Monday, May 25, 2015

The Sound and The Fury

… And The Salmon (because she does it by tempting my tastebuds at every turn).

It took some time.  It took about a week- maybe a little more- of absorbing, of realizing, of making amends.

When I moved to New England for the first time- when I was, what? 21?- I realized that I was a mountain girl.  There was nothing so soothing to my soul as the sight of land in motion- mountains raising out of the earth, caressing the sky, stopping time.  The mountains feel like a gift to me.  They feel like a part of my soul given back to me after a long absence.  They feel like completion.
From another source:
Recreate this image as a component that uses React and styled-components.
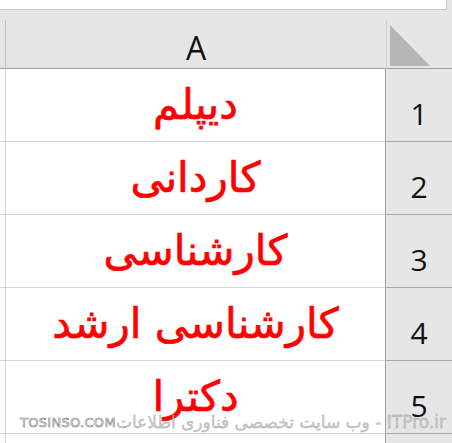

And I am now again in a place of mountains- of mountains and earth and sky and time.

But I am also, now, in a place of water.

And the water, the sea, the violent commotion of rain, hail and fog has made herself known to me.  She has recalled herself to me.

For a long time I was an ocean girl, like my mother and her father before her.  I loved the liquid expanse that faded eventually into the horizon- literally.  The sea becomes the sky becomes the same thing.  I grew up taking trips to the beach, swimming, sunning, building sandcastles and baking 'sand'wiches.

The mountains have my heart but the sea has my history.

And here, here the sea is constantly reminding me of that.  She does it in ferocious ways, in the rollicking wakes of boats, in the rolling waves that hit against the side of our building.  She does it in her raining, her hailing, her furious noise-making which rattles our windows and pounds against the skylights.  She does it by her fury.

She does it in gentility, too.  She does it in the purple-pink-lavender of the sunset that I am right now watching.  She does it in the shadows that play on our dining-room wall- the one that faces the open balcony doors- the light and shadows reflected in soft ripples against the harbor water.  She does it by her sound.

The sea is reminding me of herself.

And so far, I am okay with her.

It's a tenuous moment we are having, a tenuous reintroduction.  But she is so much in this place that I cannot ignore her any more than I can ignore the scent of salt water and cool air.